▶ Problem details
Report every line from the material that contains the word "this".

▶ Source material
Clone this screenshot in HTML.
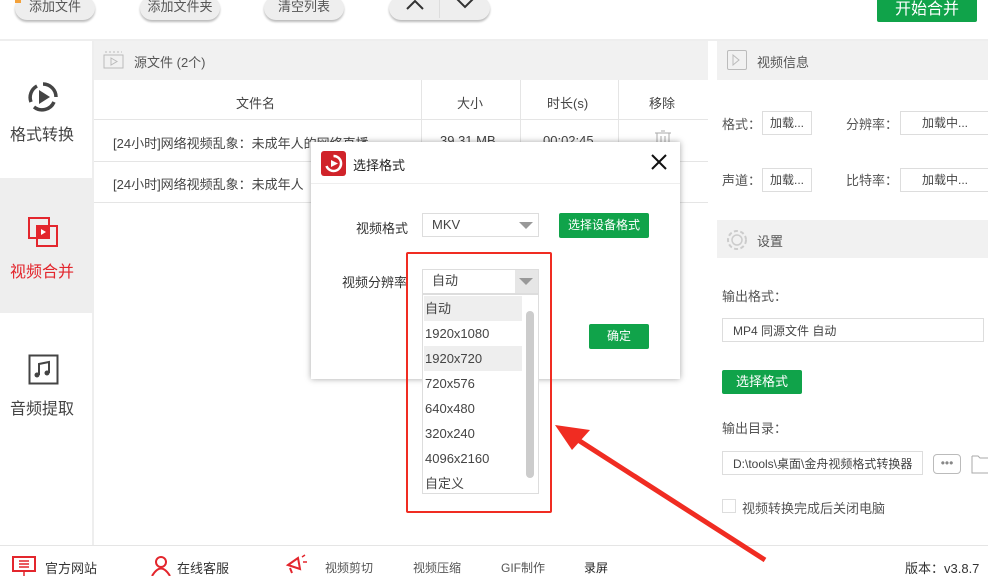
<!DOCTYPE html>
<html><head><meta charset="utf-8"><style>
*{box-sizing:border-box;margin:0;padding:0}
body{width:988px;height:576px;overflow:hidden;background:#fff;font-family:"Liberation Sans","Noto Sans CJK SC",sans-serif;color:#333;font-size:13px;position:relative}
.a{position:absolute}
.btn{position:absolute;height:24px;top:-4px;border-radius:12px;background:#eee;box-shadow:0 2px 2px #bbb;font-size:13px;color:#555;text-align:center;line-height:22px}
.gh{background:#f1f1f1}
.t{white-space:nowrap}
.box{position:absolute;border:1px solid #ddd;background:#fff;font-size:12px;color:#444;text-align:center;line-height:22px;height:24px}
.green{position:absolute;background:#10a34a;color:#fff;text-align:center;border-radius:2px}
.li{position:absolute;left:1px;width:98px;height:25px;line-height:25px;font-size:13px;color:#444;padding-left:1px}
</style></head><body>
<div class="btn" style="left:15px;width:80px">添加文件</div>
<div class="a" style="left:15px;top:0;width:6px;height:3px;background:#f3a13a"></div>
<div class="btn" style="left:140px;width:80px">添加文件夹</div>
<div class="btn" style="left:264px;width:80px">清空列表</div>
<div class="btn" style="left:389px;width:101px"><span style="position:absolute;left:50px;top:0;width:1px;height:22px;background:#ddd"></span>
<svg class="a" style="left:16px;top:2px" width="20" height="14"><path d="M2 11 L10 3 L18 11" stroke="#333" stroke-width="2" fill="none"/></svg>
<svg class="a" style="left:66px;top:0px" width="20" height="14"><path d="M2 3 L10 11 L18 3" stroke="#333" stroke-width="2" fill="none"/></svg></div>
<div class="green" style="left:877px;top:-2px;width:100px;height:24px;line-height:24px;font-size:16px">开始合并</div>
<div class="a" style="left:0;top:39px;width:988px;height:2px;background:#eee"></div>
<div class="a" style="left:92px;top:41px;width:2px;height:505px;background:#eee"></div>
<div class="a" style="left:0;top:178px;width:92px;height:135px;background:#eee"></div>
<svg class="a" style="left:26px;top:80px" width="34" height="34" viewBox="0 0 34 34"><path d="M17 4 A13 13 0 0 1 30 17" stroke="#444" stroke-width="3.5" fill="none"/><path d="M28 22 A13 13 0 0 1 8 27" stroke="#444" stroke-width="3.5" fill="none"/><path d="M5 22 A13 13 0 0 1 11 6" stroke="#444" stroke-width="3.5" fill="none"/><path d="M13 10 L24 17 L13 24Z" fill="#444"/></svg>
<div class="a t" style="left:10px;top:121px;font-size:16px;color:#444">格式转换</div>
<svg class="a" style="left:27px;top:216px" width="32" height="32"><rect x="2" y="2" width="20" height="20" fill="none" stroke="#e3262d" stroke-width="2"/><rect x="10" y="10" width="20" height="20" fill="none" stroke="#e3262d" stroke-width="2"/><rect x="10" y="10" width="12" height="12" fill="#e3262d"/><path d="M14 13 L19 16 L14 19Z" fill="#fff"/></svg>
<div class="a t" style="left:10px;top:258px;font-size:16px;color:#e3262d">视频合并</div>
<svg class="a" style="left:28px;top:354px" width="32" height="32"><rect x="1.5" y="1.5" width="28" height="28" fill="none" stroke="#444" stroke-width="2"/><path d="M11 21 V10 L21 8 V19" stroke="#444" stroke-width="2" fill="none"/><circle cx="9" cy="21" r="2.5" fill="#444"/><circle cx="19" cy="19" r="2.5" fill="#444"/></svg>
<div class="a t" style="left:10px;top:395px;font-size:16px;color:#444">音频提取</div>
<div class="a gh" style="left:94px;top:41px;width:614px;height:39px"></div>
<svg class="a" style="left:103px;top:50px" width="22" height="20"><rect x="1" y="5" width="19" height="13" fill="none" stroke="#bbb"/><path d="M8 8 L14 11.5 L8 15Z" fill="none" stroke="#bbb"/><path d="M2 2 H19" stroke="#bbb" stroke-dasharray="2 2"/></svg>
<div class="a t" style="left:134px;top:52px;color:#555">源文件 (2个)</div>
<div class="a" style="left:94px;top:119px;width:614px;height:1px;background:#e5e5e5"></div>
<div class="a" style="left:94px;top:161px;width:614px;height:1px;background:#e5e5e5"></div>
<div class="a" style="left:94px;top:202px;width:614px;height:1px;background:#e5e5e5"></div>
<div class="a" style="left:421px;top:80px;width:1px;height:82px;background:#e5e5e5"></div>
<div class="a" style="left:520px;top:80px;width:1px;height:82px;background:#e5e5e5"></div>
<div class="a" style="left:618px;top:80px;width:1px;height:82px;background:#e5e5e5"></div>
<div class="a t" style="left:236px;top:93px;color:#444">文件名</div>
<div class="a t" style="left:457px;top:93px;color:#444">大小</div>
<div class="a t" style="left:547px;top:93px;color:#444">时长(s)</div>
<div class="a t" style="left:649px;top:93px;color:#444">移除</div>
<div class="a t" style="left:113px;top:133px;color:#444">[24小时]网络视频乱象：未成年人的网络直播</div>
<div class="a t" style="left:440px;top:133px;color:#444">39.31 MB</div>
<div class="a t" style="left:543px;top:133px;color:#444">00:02:45</div>
<svg class="a" style="left:654px;top:130px" width="18" height="14"><path d="M1 3 H17 M7 1 H11 M3 3 V14 H15 V3 M7 6 V12 M11 6 V12" stroke="#aaa" fill="none"/></svg>
<div class="a t" style="left:113px;top:174px;color:#444">[24小时]网络视频乱象：未成年人</div>
<div class="a gh" style="left:717px;top:41px;width:271px;height:39px"></div>
<div class="a" style="left:727px;top:50px;width:20px;height:20px;border:1px solid #bbb;border-radius:2px"></div>
<svg class="a" style="left:730px;top:54px" width="12" height="12"><path d="M3 1 L9 6 L3 11Z" fill="none" stroke="#bbb"/></svg>
<div class="a t" style="left:757px;top:52px;color:#555">视频信息</div>
<div class="a t" style="left:722px;top:114px;color:#555">格式：</div>
<div class="box" style="left:762px;top:111px;width:50px">加载...</div>
<div class="a t" style="left:846px;top:114px;color:#555">分辨率：</div>
<div class="box" style="left:900px;top:111px;width:90px">加载中...</div>
<div class="a t" style="left:722px;top:170px;color:#555">声道：</div>
<div class="box" style="left:762px;top:168px;width:50px">加载...</div>
<div class="a t" style="left:846px;top:170px;color:#555">比特率：</div>
<div class="box" style="left:900px;top:168px;width:90px">加载中...</div>
<div class="a gh" style="left:717px;top:220px;width:271px;height:38px"></div>
<svg class="a" style="left:725px;top:228px" width="24" height="24"><circle cx="12" cy="12" r="5" fill="none" stroke="#ccc" stroke-width="1.5"/><circle cx="12" cy="12" r="9" fill="none" stroke="#ccc" stroke-width="2" stroke-dasharray="4 2.5"/></svg>
<div class="a t" style="left:757px;top:231px;color:#555">设置</div>
<div class="a t" style="left:722px;top:286px;color:#555">输出格式：</div>
<div class="box" style="left:722px;top:318px;width:262px;text-align:left;padding-left:10px;line-height:24px">MP4 同源文件 自动</div>
<div class="green" style="left:722px;top:370px;width:80px;height:24px;line-height:24px;font-size:13px">选择格式</div>
<div class="a t" style="left:722px;top:418px;color:#555">输出目录：</div>
<div class="box" style="left:722px;top:451px;width:201px;text-align:left;padding-left:10px;line-height:24px;overflow:hidden">D:\tools\桌面\金舟视频格式转换器</div>
<div class="box" style="left:933px;top:454px;width:28px;height:20px;line-height:16px;border-radius:4px;border-color:#bbb;color:#888">•••</div>
<svg class="a" style="left:971px;top:452px" width="20" height="22"><path d="M1 4 H7 L9 6 H20 M1 4 V21 H20" stroke="#aaa" fill="none"/></svg>
<div class="a" style="left:722px;top:499px;width:14px;height:14px;border:1px solid #ddd"></div>
<div class="a t" style="left:742px;top:498px;color:#555">视频转换完成后关闭电脑</div>
<div class="a" style="left:0;top:545px;width:988px;height:1px;background:#e5e5e5"></div>
<svg class="a" style="left:11px;top:555px" width="28" height="21"><rect x="2" y="2" width="22" height="14" fill="none" stroke="#e3262d" stroke-width="2"/><path d="M8 6 H18 M8 9 H18 M8 12 H18 M13 16 V21" stroke="#e3262d" stroke-width="1.5"/></svg>
<div class="a t" style="left:45px;top:558px;color:#333">官方网站</div>
<svg class="a" style="left:150px;top:555px" width="22" height="21"><circle cx="11" cy="7" r="5" fill="none" stroke="#e3262d" stroke-width="2"/><path d="M2 21 Q11 6 20 21" fill="none" stroke="#e3262d" stroke-width="2"/></svg>
<div class="a t" style="left:177px;top:558px;color:#333">在线客服</div>
<svg class="a" style="left:284px;top:553px" width="24" height="22"><path d="M4 12 L14 5 L16 16 Z M6 15 L8 20" fill="none" stroke="#e3262d" stroke-width="2"/><path d="M18 4 L21 2 M19 9 H23" stroke="#e3262d" stroke-width="1.5"/></svg>
<div class="a t" style="left:325px;top:559px;font-size:12px;color:#555">视频剪切</div>
<div class="a t" style="left:413px;top:559px;font-size:12px;color:#555">视频压缩</div>
<div class="a t" style="left:501px;top:559px;font-size:12px;color:#555">GIF制作</div>
<div class="a t" style="left:584px;top:559px;font-size:12px;color:#222">录屏</div>
<div class="a t" style="left:905px;top:558px;color:#333">版本：v3.8.7</div>
<div class="a" style="left:311px;top:142px;width:369px;height:237px;background:#fff;box-shadow:0 0 6px rgba(0,0,0,.35)"></div>
<div class="a" style="left:311px;top:183px;width:369px;height:1px;background:#eee"></div>
<svg class="a" style="left:321px;top:151px" width="25" height="25"><rect width="25" height="25" rx="3" fill="#d0232a"/><path d="M12.5 5 A7.5 7.5 0 1 1 5.5 15" stroke="#fff" stroke-width="2.5" fill="none"/><path d="M10 9 L17 12.5 L10 16Z" fill="#fff"/></svg>
<div class="a t" style="left:353px;top:155px;font-size:13px;color:#222">选择格式</div>
<svg class="a" style="left:651px;top:154px" width="16" height="16"><path d="M1 1 L15 15 M15 1 L1 15" stroke="#111" stroke-width="2"/></svg>
<div class="a t" style="left:356px;top:218px;color:#333">视频格式</div>
<div class="box" style="left:422px;top:213px;width:117px;text-align:left;padding-left:9px;font-size:13px">MKV</div>
<svg class="a" style="left:519px;top:222px" width="14" height="8"><path d="M0 0 H14 L7 7Z" fill="#999"/></svg>
<div class="green" style="left:559px;top:213px;width:90px;height:25px;line-height:25px;font-size:12px">选择设备格式</div>
<div class="green" style="left:589px;top:324px;width:60px;height:25px;line-height:25px;font-size:12px">确定</div>
<div class="a t" style="left:342px;top:272px;color:#333">视频分辨率</div>
<div class="box" style="left:422px;top:269px;width:117px;height:25px;text-align:left;padding-left:9px;font-size:13px">自动</div>
<div class="a" style="left:515px;top:270px;width:23px;height:23px;background:#e6e6e6"></div>
<svg class="a" style="left:519px;top:278px" width="14" height="8"><path d="M0 0 H14 L7 7Z" fill="#999"/></svg>
<div class="a" style="left:422px;top:294px;width:117px;height:200px;background:#fff;border:1px solid #ddd">
<div class="li" style="top:1px;background:#eee">自动</div>
<div class="li" style="top:26px">1920x1080</div>
<div class="li" style="top:51px;background:#eee">1920x720</div>
<div class="li" style="top:76px">720x576</div>
<div class="li" style="top:101px">640x480</div>
<div class="li" style="top:126px">320x240</div>
<div class="li" style="top:151px">4096x2160</div>
<div class="li" style="top:176px">自定义</div>
<div class="a" style="left:103px;top:16px;width:8px;height:167px;border-radius:4px;background:#ccc"></div>
</div>
<div class="a" style="left:406px;top:252px;width:146px;height:261px;border:2px solid #f02c22;border-radius:2px"></div>
<svg class="a" style="left:0;top:0" width="988" height="576"><path d="M765 560 L575 438" stroke="#f02c22" stroke-width="5"/><path d="M555 425 L590 430 L572 450Z" fill="#f02c22"/></svg>
</body></html>
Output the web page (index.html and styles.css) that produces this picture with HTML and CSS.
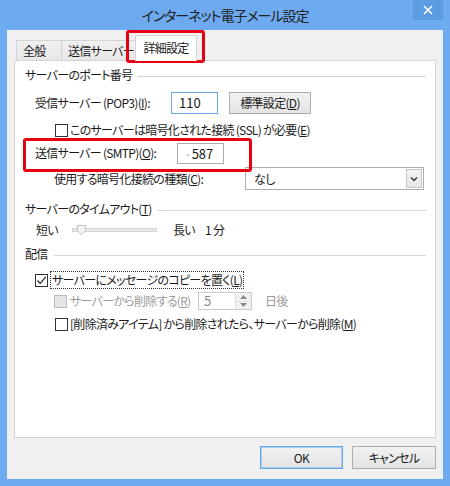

▶ Full solution
Clone this screenshot in HTML.
Output the web page (index.html and styles.css) that produces this picture with HTML and CSS.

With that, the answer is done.